De verjaringstermijn maakt het verschil

In de rechtspraktijk van alledag worden vaak schikkingen getroffen. Het besparen van (hoge) kosten kan hierbij een rol spelen. Of het snel willen oplossen van een geschil.

De mondelinge behandeling van het geschil door de rechter kan een goed moment zijn om tot een schikking te komen. Voordeel daarvan is dat de getroffen regeling - een zogenaamde vaststellingsovereenkomst - in een proces-verbaal kan worden vastgelegd. Het is de rechter die zo’n proces-verbaal opstelt. Dat proces-verbaal heeft dezelfde kracht als een vonnis. Een voorbeeld: Partij A en partij B spreken af dat partij A aan partij B een geldsom moet betalen. De rechter legt deze afspraak vast in een proces-verbaal. Partij A houdt zich niet aan die afspraak en betaalt niet.

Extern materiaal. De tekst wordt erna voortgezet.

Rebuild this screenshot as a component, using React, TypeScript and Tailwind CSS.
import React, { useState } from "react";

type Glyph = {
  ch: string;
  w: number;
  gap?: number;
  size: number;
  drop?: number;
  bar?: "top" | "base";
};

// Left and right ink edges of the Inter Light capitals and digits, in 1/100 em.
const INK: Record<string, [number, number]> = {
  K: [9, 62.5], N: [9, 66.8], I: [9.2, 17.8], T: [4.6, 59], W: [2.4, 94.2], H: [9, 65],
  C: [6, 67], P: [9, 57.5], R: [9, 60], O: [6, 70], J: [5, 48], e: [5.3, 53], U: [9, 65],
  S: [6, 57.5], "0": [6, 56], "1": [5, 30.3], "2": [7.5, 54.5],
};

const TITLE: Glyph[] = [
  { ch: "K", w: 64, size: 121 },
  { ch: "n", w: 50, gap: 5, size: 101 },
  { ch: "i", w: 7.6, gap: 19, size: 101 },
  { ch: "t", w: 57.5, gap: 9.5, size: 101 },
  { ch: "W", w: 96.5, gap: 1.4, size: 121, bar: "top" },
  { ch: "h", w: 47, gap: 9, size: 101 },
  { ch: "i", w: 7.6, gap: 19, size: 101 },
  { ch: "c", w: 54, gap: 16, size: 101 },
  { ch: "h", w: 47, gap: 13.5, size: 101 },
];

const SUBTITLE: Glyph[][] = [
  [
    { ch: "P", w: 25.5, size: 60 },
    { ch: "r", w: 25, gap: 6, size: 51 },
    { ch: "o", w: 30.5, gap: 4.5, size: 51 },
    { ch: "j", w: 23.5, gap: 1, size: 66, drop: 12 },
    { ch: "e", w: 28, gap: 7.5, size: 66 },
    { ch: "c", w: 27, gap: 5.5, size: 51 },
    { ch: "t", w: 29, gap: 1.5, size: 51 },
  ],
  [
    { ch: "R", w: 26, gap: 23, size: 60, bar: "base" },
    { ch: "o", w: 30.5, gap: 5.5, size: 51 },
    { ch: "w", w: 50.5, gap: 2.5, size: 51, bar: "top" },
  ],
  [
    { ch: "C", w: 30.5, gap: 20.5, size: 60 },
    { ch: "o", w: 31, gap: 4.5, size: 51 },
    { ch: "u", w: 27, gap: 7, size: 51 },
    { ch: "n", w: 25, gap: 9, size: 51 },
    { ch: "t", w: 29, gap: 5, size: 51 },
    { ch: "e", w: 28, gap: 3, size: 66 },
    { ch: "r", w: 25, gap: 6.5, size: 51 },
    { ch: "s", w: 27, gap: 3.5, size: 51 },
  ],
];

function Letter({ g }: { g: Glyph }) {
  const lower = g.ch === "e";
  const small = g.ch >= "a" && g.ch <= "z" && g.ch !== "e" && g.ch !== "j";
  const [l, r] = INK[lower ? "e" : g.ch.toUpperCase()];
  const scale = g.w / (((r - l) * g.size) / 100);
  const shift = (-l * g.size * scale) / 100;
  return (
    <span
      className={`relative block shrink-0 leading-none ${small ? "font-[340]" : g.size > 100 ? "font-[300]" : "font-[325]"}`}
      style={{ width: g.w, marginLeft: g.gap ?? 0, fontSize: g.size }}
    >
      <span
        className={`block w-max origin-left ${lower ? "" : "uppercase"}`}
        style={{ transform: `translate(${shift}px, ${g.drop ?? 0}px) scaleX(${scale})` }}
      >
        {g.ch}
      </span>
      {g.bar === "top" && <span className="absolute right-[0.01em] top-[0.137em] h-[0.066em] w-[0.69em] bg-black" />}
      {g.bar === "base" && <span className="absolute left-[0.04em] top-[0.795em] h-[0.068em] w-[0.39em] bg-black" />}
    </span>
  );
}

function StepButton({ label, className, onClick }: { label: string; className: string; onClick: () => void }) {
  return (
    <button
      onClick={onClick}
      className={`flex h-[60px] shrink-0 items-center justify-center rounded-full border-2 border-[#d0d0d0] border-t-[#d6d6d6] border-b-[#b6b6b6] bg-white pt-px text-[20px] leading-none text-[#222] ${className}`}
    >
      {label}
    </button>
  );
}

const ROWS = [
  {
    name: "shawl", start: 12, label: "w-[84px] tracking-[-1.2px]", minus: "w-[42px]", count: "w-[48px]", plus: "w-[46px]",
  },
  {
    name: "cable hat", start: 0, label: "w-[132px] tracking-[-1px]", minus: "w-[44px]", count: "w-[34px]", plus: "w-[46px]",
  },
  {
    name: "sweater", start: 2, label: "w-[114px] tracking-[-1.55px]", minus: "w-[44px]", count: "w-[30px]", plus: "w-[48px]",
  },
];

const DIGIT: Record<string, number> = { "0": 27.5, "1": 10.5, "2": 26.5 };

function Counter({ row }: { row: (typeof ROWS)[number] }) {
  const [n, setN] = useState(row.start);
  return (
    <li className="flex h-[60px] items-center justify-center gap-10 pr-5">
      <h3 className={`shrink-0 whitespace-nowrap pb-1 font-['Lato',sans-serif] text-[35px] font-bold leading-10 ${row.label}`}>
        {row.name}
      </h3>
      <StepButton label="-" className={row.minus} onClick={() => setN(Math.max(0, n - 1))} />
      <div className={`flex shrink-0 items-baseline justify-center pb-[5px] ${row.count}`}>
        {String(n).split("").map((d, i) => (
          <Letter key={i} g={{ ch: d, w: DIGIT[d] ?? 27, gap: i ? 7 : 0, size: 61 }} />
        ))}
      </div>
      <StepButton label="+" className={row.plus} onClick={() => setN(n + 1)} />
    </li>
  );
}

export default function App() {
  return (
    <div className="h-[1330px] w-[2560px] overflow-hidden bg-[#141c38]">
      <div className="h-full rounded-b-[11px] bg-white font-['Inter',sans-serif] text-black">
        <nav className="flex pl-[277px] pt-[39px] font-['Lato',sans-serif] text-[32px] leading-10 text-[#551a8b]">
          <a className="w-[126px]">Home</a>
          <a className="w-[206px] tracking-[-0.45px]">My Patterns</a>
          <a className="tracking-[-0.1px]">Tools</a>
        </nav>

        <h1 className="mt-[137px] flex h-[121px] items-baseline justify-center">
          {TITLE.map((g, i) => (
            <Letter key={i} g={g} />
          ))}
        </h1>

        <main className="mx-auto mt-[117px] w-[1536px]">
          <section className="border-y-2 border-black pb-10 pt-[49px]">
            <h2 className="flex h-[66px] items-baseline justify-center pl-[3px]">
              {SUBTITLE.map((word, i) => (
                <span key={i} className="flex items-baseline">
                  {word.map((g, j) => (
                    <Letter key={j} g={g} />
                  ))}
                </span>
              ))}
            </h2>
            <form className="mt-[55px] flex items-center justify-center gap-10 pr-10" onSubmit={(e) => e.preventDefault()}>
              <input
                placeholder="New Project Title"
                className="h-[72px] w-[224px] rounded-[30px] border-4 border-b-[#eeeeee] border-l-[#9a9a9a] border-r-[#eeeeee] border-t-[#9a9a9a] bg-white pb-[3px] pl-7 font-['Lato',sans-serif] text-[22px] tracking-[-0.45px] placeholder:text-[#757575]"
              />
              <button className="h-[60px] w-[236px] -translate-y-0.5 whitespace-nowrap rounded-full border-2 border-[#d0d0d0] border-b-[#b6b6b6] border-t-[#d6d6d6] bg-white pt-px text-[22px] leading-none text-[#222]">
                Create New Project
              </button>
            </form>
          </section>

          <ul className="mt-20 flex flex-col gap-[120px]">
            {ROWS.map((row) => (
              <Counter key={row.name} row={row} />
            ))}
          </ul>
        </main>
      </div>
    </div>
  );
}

Partij B kan het proces-verbaal ten uitvoer laten leggen als ware het een vonnis. Partij B hoeft dus niet opnieuw naar de rechter te gaan om een veroordeling van partij A tot betaling te verkrijgen.


Toch is er een belangrijk verschil tussen zo' n proces-verbaal waarin de betalingsafspraak tussen partij A en partij B is vastgelegd en een vonnis waarbij de rechter partij A tot betaling veroordeelt. Dat verschil heeft betrekking op de verjaringstermijn. Indien partij B te lang wacht met het innen van de geldsom die partij A verschuldigd is, dan verspeelt partij B het recht om dat te doen. Partij B is dan in feite zijn geld kwijt. Maar wat is te lang? De wettelijke termijn voor verjaring van een vonnis is twintig jaar. Maar geldt dat ook voor een proces-verbaal? De Hoge Raad heeft geoordeeld dat voor het proces-verbaal de wettelijke verjaringstermijn geldt die van toepassing is op alle overeenkomsten. En die verjaringstermijn is maar vijf jaar. Vijf jaar zijn voorbij voor je er erg in hebt. Voor afloop van de verjaringstermijn, kan de termijn overigens door de schuldeiser verlengd worden.